Philadelphia is an apt location for the American Library Association’s 2025 Annual Conference, which will bring upwards of 10,000 library professionals to the Pennsylvania Convention Center later this month. The city was home to the first American lending library, established in 1731, and nearly three centuries later, librarians will gather to discuss the freedom to read and the values enshrined in the U.S. Constitution—which was written and signed in Philly—at the most precipitous moment for the profession in modern memory.
“I’m sentimental,” says ALA president-elect Sam Helmick. “We’re coming up on our 250th birthday as a country, the association’s about to turn 150, and we’ll be meeting in our nation’s first capital. It feels momentous in a way that I’m not sure it would have in a different year.”
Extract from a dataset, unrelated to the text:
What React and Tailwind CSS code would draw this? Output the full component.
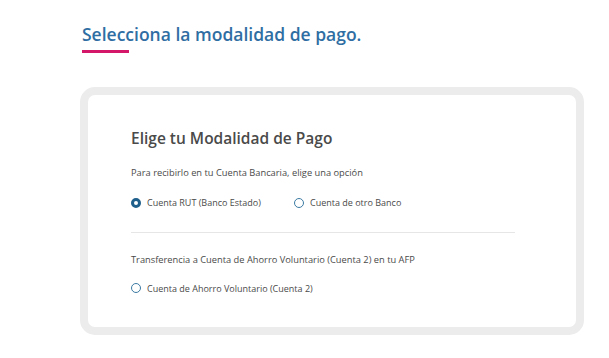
import React from "react";

function Radio({ checked, label }) {
  return (
    <label className="flex items-center gap-[6px] text-[9px] text-[#4a4a4a]">
      <span
        className={
          "w-[10px] h-[10px] rounded-full bg-white " +
          (checked ? "border-[3px] border-[#1f5f8b]" : "border-[1.5px] border-[#3b7aa3]")
        }
      />
      <span>{label}</span>
    </label>
  );
}

export default function App() {
  return (
    <div
      className="w-[609px] h-[358px] bg-white overflow-hidden"
      style={{ fontFamily: "'Open Sans', Lato, sans-serif" }}
    >
      <div className="pl-[82px] pt-[23px]">
        <h1 className="text-[17.5px] font-semibold text-[#2f6ea3] leading-[22px]">
          Selecciona la modalidad de pago.
        </h1>
        <div className="mt-[5px] w-[47px] h-[3px] bg-[#d5176a]" />
      </div>

      <div className="ml-[80px] mt-[34px] w-[504px] h-[248px] border-[8px] border-[#ececec] rounded-[15px] bg-white pl-[43px] pr-[61px] pt-[33px]">
        <h2 className="text-[15.5px] font-semibold text-[#4a4a4a] leading-[20px]">
          Elige tu Modalidad de Pago
        </h2>
        <p className="mt-[19px] text-[9.3px] text-[#4a4a4a] leading-[12px]">
          Para recibirlo en tu Cuenta Bancaria, elige una opción
        </p>
        <div className="mt-[17px] flex items-center">
          <div className="w-[163px]">
            <Radio checked label="Cuenta RUT (Banco Estado)" />
          </div>
          <Radio label="Cuenta de otro Banco" />
        </div>
        <div className="mt-[22px] h-px bg-[#e6e6e6]" />
        <p className="mt-[21px] text-[9.3px] text-[#4a4a4a] leading-[12px]">
          Transferencia a Cuenta de Ahorro Voluntario (Cuenta 2) en tu AFP
        </p>
        <div className="mt-[16px]">
          <Radio label="Cuenta de Ahorro Voluntario (Cuenta 2)" />
        </div>
      </div>
    </div>
  );
}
Given the “chilling effect” of book bans and ongoing threats to funding at federal and state levels, Helmick says, “there are going to be members of certain states that do feel like going to their national conferences is almost an act of resistance, of civil practice.” Helmick adds that they look forward to exercising their First Amendment right to assemble, in the city where it was codified as law. (For PW’s q&a with Helmick, see p. 45.)
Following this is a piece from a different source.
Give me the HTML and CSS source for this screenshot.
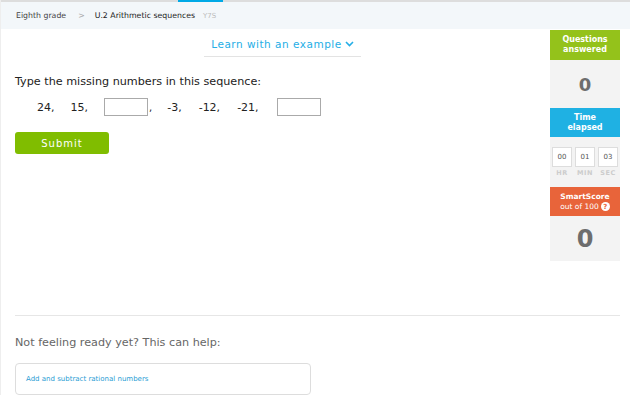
FILE: index.html
```html
<!DOCTYPE html>
<html>
<head>
<meta charset="utf-8">
<link rel="stylesheet" href="styles.css">
</head>
<body>
<div class="topline"><span class="topline-active"></span></div>
<nav class="crumbs">
  <span class="crumb">Eighth grade</span>
  <span class="sep">&gt;</span>
  <span class="crumb current">U.2 Arithmetic sequences</span>
  <span class="code">Y7S</span>
</nav>
<div class="page">
  <main class="main">
    <div class="learn-wrap">
      <a class="learn">Learn with an example
        <svg class="chev" width="9" height="6" viewBox="0 0 9 6"><path d="M1 1 L4.5 4.5 L8 1" fill="none" stroke="#25aee6" stroke-width="1.6"/></svg>
      </a>
    </div>
    <p class="prompt">Type the missing numbers in this sequence:</p>
    <div class="seq">
      <span class="num lead">24,</span>
      <span class="num lead">15,</span>
      <span class="box"></span><span class="comma">,</span>
      <span class="num">-3,</span>
      <span class="num">-12,</span>
      <span class="num wide">-21,</span>
      <span class="box"></span>
    </div>
    <button class="submit">Submit</button>
  </main>
  <aside class="side">
    <div class="head green">Questions<br>answered</div>
    <div class="val">0</div>
    <div class="head blue">Time<br>elapsed</div>
    <div class="timer">
      <div class="tcell"><span class="tbox">00</span><span class="tlab">HR</span></div>
      <div class="tcell"><span class="tbox">01</span><span class="tlab">MIN</span></div>
      <div class="tcell"><span class="tbox">03</span><span class="tlab">SEC</span></div>
    </div>
    <div class="head orange"><span class="ss">SmartScore</span><span class="oo">out of 100 <span class="q">?</span></span></div>
    <div class="val big">0</div>
  </aside>
</div>
<section class="help">
  <hr class="divider">
  <p class="help-title">Not feeling ready yet? This can help:</p>
  <div class="help-box"><a class="help-link">Add and subtract rational numbers</a></div>
</section>
</body>
</html>
```
FILE: styles.css
```css
* { box-sizing: border-box; }
body {
  margin: 0;
  font-family: "DejaVu Sans", Verdana, sans-serif;
  background: #fff;
  color: #222;
  border-left: 1px solid #eee;
}
.topline {
  height: 2px;
  background: #ddd;
  position: relative;
}
.topline-active {
  position: absolute;
  left: 177px;
  width: 45px;
  top: 0;
  height: 2px;
  background: #00a9e6;
}
.crumbs {
  height: 27px;
  background: #f3f7fa;
  display: flex;
  align-items: center;
  padding-left: 15px;
  font-size: 7.8px;
  color: #444;
}
.sep { color: #aaa; margin: 0 10px 0 12px; }
.crumb.current { color: #222; }
.code { color: #bbb; margin-left: 8px; font-size: 7px; }
.page {
  display: flex;
  padding-right: 10px;
}
.main {
  flex: 1;
  padding-left: 14px;
}
.learn-wrap {
  display: flex;
  justify-content: center;
  padding-top: 9px;
}
.learn {
  color: #25aee6;
  font-size: 10.5px;
  letter-spacing: 0.5px;
  padding: 0 7px 6px;
  border-bottom: 1px solid #e3e3e3;
  display: flex;
  align-items: center;
  gap: 3px;
}
.prompt {
  margin: 18px 0 0;
  font-size: 11.2px;
  color: #222;
}
.seq {
  display: flex;
  align-items: center;
  margin-top: 10px;
  padding-left: 22px;
  font-size: 11px;
}
.num { margin-right: 17px; }
.num.lead { margin-right: 16px; }
.num.wide { margin-right: 18px; }
.box {
  width: 44px;
  height: 18px;
  border: 1px solid #aaa;
  background: #fff;
}
.comma { margin: 0 15px 0 1px; font-size: 10px; }
.submit {
  margin-top: 16px;
  width: 94px;
  height: 22px;
  background: #80bd00;
  border: none;
  border-radius: 3px;
  color: #fff;
  font-family: "DejaVu Sans", Verdana, sans-serif;
  font-size: 10px;
  letter-spacing: 1px;
  padding: 0;
}
.side {
  width: 70px;
  margin-top: 1px;
  background: #f3f3f3;
  display: flex;
  flex-direction: column;
}
.head {
  color: #fff;
  font-size: 8px;
  font-weight: bold;
  text-align: center;
  line-height: 10px;
  height: 29px;
  display: flex;
  flex-direction: column;
  align-items: center;
  justify-content: center;
}
.green { background: #94c21b; height: 30px; }
.blue { background: #1fb1e3; }
.orange { background: #e8643a; font-size: 7.5px; }
.orange .oo { font-weight: normal; display: flex; align-items: center; gap: 2px; }
.val {
  height: 48px;
  display: flex;
  align-items: center;
  justify-content: center;
  font-size: 18px;
  font-weight: bold;
  color: #6d6d6d;
}
.val.big { font-size: 24px; height: 45px; }
.timer {
  display: flex;
  justify-content: center;
  gap: 3px;
  padding: 10px 0 10px;
}
.tcell {
  display: flex;
  flex-direction: column;
  align-items: center;
}
.tbox {
  width: 20px;
  height: 20px;
  background: #fff;
  border: 1px solid #ddd;
  font-size: 7px;
  color: #555;
  display: flex;
  align-items: center;
  justify-content: center;
}
.tlab {
  font-size: 6.5px;
  font-weight: bold;
  color: #ccc;
  margin-top: 2px;
  letter-spacing: 0.5px;
}
.q {
  display: inline-flex;
  width: 9px;
  height: 9px;
  border-radius: 50%;
  background: #fff;
  color: #e8643a;
  font-size: 7px;
  font-weight: bold;
  align-items: center;
  justify-content: center;
}
.help {
  padding: 0 10px 0 14px;
}
.divider {
  border: none;
  border-top: 1px solid #e6e6e6;
  margin: 54px 0 0;
}
.help-title {
  margin: 20px 0 0;
  font-size: 11.2px;
  color: #666;
}
.help-box {
  margin-top: 14px;
  width: 296px;
  height: 32px;
  border: 1px solid #ddd;
  border-radius: 4px;
  display: flex;
  align-items: center;
  padding-left: 10px;
}
.help-link {
  color: #2a9dd4;
  font-size: 7px;
}
```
Current ALA president Cindy Hohl concurs. “Americans do want to live in healthy communities. Not everyone went to library school to be defenders of thought, but we must stand firm in our core values.”
Hohl says it is imperative for library workers to uphold intellectual freedom, “because the day libraries close in America is the day democracy dies. When books are removed from shelves and readers can no longer select the materials they want to read, that’s no longer America.” She notes that ALA’s leadership rejects anti-democratic policies that result in “disparities, marginalization, silencing of voices, and removal of funding. It doesn’t make sense.”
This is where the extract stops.